Payroll factoring within a niche is a great way to provide more personalized and tailored staffing services with a deeper understanding of a specific industry. However, there are some things to keep in mind when selecting your niche.
“Regardless of the niche, the greatest overriding concern is the risk involved,” TemPay Chief Operating Officer Marc Mellman says. “There are certain industries generally known to be higher risk than others, and there is growing risk in every industry in staffing today.”
- Transportation is one niche known for its high risk. Truck maintenance and damages, delayed schedules and fluctuating rates make the industry a tough sell, although those with the experience and know-how may find it lucrative.

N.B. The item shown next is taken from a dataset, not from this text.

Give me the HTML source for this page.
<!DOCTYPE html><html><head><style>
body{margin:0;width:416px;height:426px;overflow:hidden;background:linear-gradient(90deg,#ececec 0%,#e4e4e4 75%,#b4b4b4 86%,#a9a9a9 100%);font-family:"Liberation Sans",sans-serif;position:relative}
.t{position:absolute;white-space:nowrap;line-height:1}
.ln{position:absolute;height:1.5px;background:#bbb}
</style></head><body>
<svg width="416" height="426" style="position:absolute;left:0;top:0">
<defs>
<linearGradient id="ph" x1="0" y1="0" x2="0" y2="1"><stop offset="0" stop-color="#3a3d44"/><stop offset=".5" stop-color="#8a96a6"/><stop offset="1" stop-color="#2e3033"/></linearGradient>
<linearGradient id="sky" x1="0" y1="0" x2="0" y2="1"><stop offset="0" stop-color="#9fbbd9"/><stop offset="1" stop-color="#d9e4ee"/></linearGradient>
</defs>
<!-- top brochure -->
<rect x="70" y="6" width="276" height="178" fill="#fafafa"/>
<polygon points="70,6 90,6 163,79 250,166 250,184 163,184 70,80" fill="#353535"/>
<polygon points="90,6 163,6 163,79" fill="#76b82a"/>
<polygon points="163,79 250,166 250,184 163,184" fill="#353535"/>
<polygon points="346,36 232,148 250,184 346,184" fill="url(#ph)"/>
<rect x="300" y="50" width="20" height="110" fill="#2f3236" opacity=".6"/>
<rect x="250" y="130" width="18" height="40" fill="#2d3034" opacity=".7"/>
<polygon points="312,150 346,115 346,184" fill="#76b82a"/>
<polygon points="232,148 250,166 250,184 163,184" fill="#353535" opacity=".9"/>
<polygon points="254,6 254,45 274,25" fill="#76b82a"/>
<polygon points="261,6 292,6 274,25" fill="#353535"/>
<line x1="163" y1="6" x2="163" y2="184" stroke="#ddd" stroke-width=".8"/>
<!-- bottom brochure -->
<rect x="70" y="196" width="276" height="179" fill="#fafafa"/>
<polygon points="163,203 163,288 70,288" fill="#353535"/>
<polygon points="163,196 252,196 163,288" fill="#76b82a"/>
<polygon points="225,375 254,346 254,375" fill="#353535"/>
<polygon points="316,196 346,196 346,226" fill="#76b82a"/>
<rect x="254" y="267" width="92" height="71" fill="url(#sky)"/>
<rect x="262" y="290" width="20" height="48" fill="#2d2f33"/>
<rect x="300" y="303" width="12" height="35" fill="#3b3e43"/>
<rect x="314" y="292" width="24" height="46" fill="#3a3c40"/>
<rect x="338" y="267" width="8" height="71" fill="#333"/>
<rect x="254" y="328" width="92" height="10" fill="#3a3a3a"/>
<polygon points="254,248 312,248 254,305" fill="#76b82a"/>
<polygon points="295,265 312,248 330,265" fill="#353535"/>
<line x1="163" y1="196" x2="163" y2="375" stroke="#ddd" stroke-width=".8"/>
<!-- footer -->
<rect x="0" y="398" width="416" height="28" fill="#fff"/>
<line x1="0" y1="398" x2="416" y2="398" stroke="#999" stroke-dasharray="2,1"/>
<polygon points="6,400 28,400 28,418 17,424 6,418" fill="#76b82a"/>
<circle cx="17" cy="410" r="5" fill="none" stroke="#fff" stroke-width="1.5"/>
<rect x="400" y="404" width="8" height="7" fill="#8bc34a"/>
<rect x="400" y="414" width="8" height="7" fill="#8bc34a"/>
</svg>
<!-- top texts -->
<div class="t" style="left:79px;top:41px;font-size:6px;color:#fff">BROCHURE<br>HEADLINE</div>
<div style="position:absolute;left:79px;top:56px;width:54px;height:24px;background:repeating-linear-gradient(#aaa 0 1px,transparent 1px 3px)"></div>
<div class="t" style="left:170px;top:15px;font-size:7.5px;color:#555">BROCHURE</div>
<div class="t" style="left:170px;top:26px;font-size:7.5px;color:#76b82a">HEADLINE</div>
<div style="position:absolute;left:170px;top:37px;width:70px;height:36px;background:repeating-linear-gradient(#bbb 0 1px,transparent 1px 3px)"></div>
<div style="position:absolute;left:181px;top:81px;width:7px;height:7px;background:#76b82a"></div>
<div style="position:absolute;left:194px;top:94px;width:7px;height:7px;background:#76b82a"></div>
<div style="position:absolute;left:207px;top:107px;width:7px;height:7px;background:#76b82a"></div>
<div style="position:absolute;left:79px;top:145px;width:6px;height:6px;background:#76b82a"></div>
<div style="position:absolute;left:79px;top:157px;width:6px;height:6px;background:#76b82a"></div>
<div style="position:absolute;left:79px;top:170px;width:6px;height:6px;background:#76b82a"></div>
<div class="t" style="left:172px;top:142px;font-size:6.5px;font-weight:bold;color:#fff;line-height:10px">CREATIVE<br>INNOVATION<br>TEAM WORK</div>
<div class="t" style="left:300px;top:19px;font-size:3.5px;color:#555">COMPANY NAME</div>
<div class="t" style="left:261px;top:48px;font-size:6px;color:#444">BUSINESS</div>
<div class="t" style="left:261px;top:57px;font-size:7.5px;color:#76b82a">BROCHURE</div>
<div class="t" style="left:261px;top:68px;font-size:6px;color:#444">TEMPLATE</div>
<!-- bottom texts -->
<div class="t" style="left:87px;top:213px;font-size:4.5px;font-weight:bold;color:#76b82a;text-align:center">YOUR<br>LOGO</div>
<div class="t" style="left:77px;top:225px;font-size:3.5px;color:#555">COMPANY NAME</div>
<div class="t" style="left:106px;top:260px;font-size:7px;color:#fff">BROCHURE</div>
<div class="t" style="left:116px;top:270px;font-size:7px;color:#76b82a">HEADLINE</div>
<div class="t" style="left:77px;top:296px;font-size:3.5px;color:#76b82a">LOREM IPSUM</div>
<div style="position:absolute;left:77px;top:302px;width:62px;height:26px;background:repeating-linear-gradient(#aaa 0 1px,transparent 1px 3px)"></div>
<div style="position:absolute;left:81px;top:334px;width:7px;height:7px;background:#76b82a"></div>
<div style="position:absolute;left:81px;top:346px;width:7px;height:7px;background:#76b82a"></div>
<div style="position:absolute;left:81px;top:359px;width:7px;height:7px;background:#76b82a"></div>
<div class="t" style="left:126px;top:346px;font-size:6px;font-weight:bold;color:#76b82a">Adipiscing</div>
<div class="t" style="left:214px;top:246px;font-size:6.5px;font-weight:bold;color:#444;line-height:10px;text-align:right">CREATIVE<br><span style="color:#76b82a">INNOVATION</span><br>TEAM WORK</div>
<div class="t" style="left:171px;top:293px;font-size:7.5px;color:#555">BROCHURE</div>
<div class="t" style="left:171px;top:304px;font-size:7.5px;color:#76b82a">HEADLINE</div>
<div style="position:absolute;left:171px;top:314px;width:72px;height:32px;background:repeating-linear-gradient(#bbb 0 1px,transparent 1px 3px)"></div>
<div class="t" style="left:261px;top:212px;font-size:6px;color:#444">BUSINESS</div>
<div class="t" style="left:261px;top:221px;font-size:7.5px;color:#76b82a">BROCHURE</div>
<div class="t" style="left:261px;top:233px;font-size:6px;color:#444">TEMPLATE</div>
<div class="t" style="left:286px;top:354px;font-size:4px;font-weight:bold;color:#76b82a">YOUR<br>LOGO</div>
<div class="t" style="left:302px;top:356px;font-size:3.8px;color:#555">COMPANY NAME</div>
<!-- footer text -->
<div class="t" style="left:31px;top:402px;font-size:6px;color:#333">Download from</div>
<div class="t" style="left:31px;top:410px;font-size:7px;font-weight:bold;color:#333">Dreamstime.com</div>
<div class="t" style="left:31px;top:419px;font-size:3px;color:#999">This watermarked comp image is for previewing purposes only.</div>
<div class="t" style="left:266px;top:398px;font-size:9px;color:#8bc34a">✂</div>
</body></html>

- Another such industry is agriculture. Weather and climate, food storage and transportation problems make this a risky venture, although again, those with the skills to navigate the industry can achieve great success.

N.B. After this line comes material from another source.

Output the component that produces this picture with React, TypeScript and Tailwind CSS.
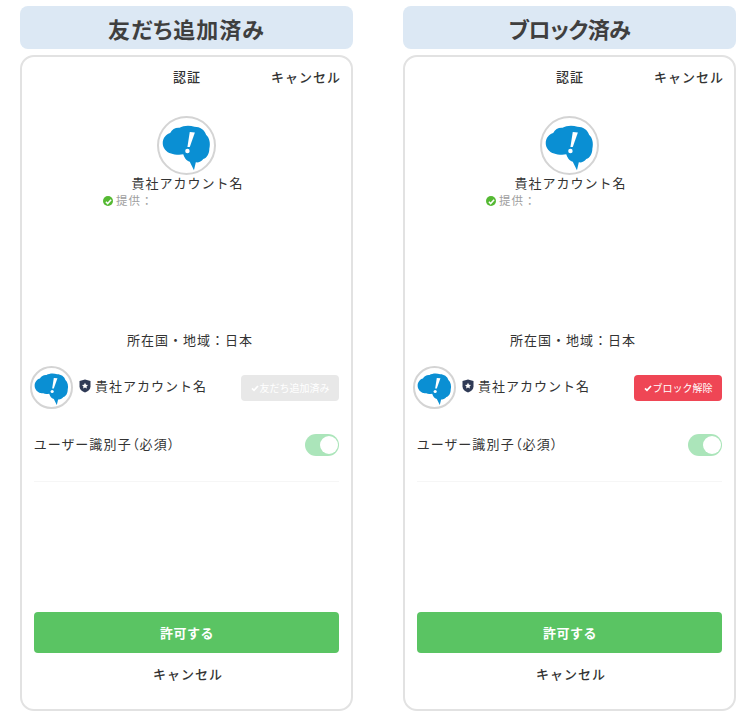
import * as React from "react";

function Mascot() {
  return (
    <svg viewBox="0 0 59 59" className="block h-full w-full">
      <path
        fill="#0a8fd3"
        d="M4 27C4 21 8 17 12 16C14 12 18 10 22 10.500C26 8 33 7.500 38 9.500C44 9.500 49 13 50.500 18C54 21 55.500 27 54 33C54 38 51.500 43 47.500 44C45.500 47 42 48 39.500 47.500L37.500 56L33 47C29 46 27 42 26 39C21 40 16 39 13 38C8 37 4 32 4 27Z"
      />
      <path fill="#fff" d="M33 15L38.500 15.500L33 31L30.500 31Z" />
      <circle cx="30.500" cy="35.500" r="2.400" fill="#fff" />
    </svg>
  );
}

function CheckMark({ className }: { className: string }) {
  return (
    <svg viewBox="0 0 12 12" className={className}>
      <path d="M1.500 6.500L4.500 9.500L10.500 3" fill="none" stroke="currentColor" strokeWidth="2.600" />
    </svg>
  );
}

function Panel({
  heading,
  headingClass,
  buttonLabel,
  buttonClass,
}: {
  heading: string;
  headingClass: string;
  buttonLabel: string;
  buttonClass: string;
}) {
  return (
    <div className="flex w-[333px] flex-col gap-[6px]">
      <div
        className={`flex h-[43px] items-center justify-center rounded-lg bg-[#dce8f4] text-[22px] leading-none font-bold text-[#3f3f3f] [font-feature-settings:'palt'] ${headingClass}`}
      >
        {heading}
      </div>
      <div className="flex h-[656px] flex-col rounded-[14px] border-2 border-[#e2e2e2] bg-white px-3 text-[13px] tracking-[1px] text-[#333]">
        <div className="mt-[10px] grid h-5 grid-cols-[1fr_auto_1fr] items-center font-medium">
          <span />
          <span className="pl-[1px]">認証</span>
          <span className="mr-[-2px] text-right">キャンセル</span>
        </div>

        <div className="mt-[29px] h-[59px] w-[59px] self-center rounded-full border-2 border-[#d4d4d4] bg-white">
          <Mascot />
        </div>
        <div className="mt-[-2px] h-5 pl-[2px] text-center leading-5">貴社アカウント名</div>
        <div className="mt-[-2px] ml-[69px] flex h-5 items-center gap-[3px] text-[11.500px] text-[#a0a0a0]">
          <span className="flex h-[10px] w-[10px] items-center justify-center rounded-full bg-[#55b933] text-white">
            <CheckMark className="h-[7px] w-[7px]" />
          </span>
          提供：
        </div>

        <div className="mt-[119px] h-5 pl-[7px] text-center leading-5">所在国・地域：日本</div>

        <div className="mt-[16px] flex h-[43px] items-center">
          <div className="ml-[-4px] h-[43px] w-[43px] rounded-full border-2 border-[#d4d4d4] bg-white">
            <Mascot />
          </div>
          <div className="mt-[-3px] ml-[6px] flex items-center gap-[4px]">
            <svg viewBox="0 0 12 14" className="h-[14px] w-[12px]">
              <path fill="#2f3a56" d="M6 0.500L11.500 2V7.500C11.500 10.500 9 12.500 6 13.500C3 12.500 0.500 10.500 0.500 7.500V2Z" />
              <path fill="#fff" d="M6 3.800L7 5.800L9 6.100L7.500 7.500L7.900 9.500L6 8.500L4.100 9.500L4.500 7.500L3 6.100L5 5.800Z" />
            </svg>
            <span>貴社アカウント名</span>
          </div>
          <div
            className={`ml-auto flex h-[26px] items-center justify-center gap-[1px] rounded text-[10px] tracking-normal text-white ${buttonClass}`}
          >
            <CheckMark className="h-2 w-2" />
            {buttonLabel}
          </div>
        </div>

        <div className="mt-[25px] flex h-[22px] items-center justify-between">
          <span className="mt-[-2px] tracking-[1.200px] [font-feature-settings:'palt']">ユーザー識別子（必須）</span>
          <div className="flex h-[22px] w-[34px] items-center justify-end rounded-full bg-[#abe5ba] pr-[1px]">
            <div className="h-[18px] w-[18px] rounded-full bg-white" />
          </div>
        </div>

        <div className="mt-[25px] h-px bg-[#f6f6f6]" />

        <div className="mt-[130px] flex h-[41px] items-center justify-center rounded bg-[#5ac463] pl-[1px] font-bold tracking-[0.500px] text-white">
          許可する
        </div>
        <div className="mt-[11px] h-5 pl-[3px] text-center leading-5 font-medium">キャンセル</div>
      </div>
    </div>
  );
}

export default function App() {
  return (
    <div className="flex h-[720px] w-[756px] gap-[50px] bg-white pt-[6px] pl-5 font-['Noto_Sans_CJK_JP',sans-serif]">
      <Panel
        heading="友だち追加済み"
        headingClass="tracking-[1px]"
        buttonLabel="友だち追加済み"
        buttonClass="w-[98px] bg-[#e8e8e8]"
      />
      <Panel
        heading="ブロック済み"
        headingClass="tracking-[-0.5px]"
        buttonLabel="ブロック解除"
        buttonClass="w-[88px] bg-[#ef4655]"
      />
    </div>
  );
}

“There are certain niches TemPay doesn’t do business in because they are riskier than others,” Mellman says. “When selecting a niche, staffing firms should keep in mind that it may be harder to find funding and support for these industries.”
Staffing firms also face the risk of fraud, which is harder to identify in a niche with which you are unfamiliar.
“The risk is that the client may be unscrupulous, and you will lose time and money,” Mellman says. “This is a big problem in the staffing industry in general, but it is more common in niches that staffing firms do not understand.”
So what can you do to protect yourself and your agency?
- Thoroughly investigate potential clients. In addition to a routine Internet search, which can unveil unhappy employees, customers and peers, and relevant news articles, examine clients’ credit rating and debt history to gauge any possible issues.
- Routinely compare the client’s timesheets, invoices and billable hours against your numbers.
“It can takes weeks or months to figure out a client is committing fraud, especially in a niche with which you are unfamiliar,” Mellman says. “Make sure you understand your risks and continually monitor your accounts.”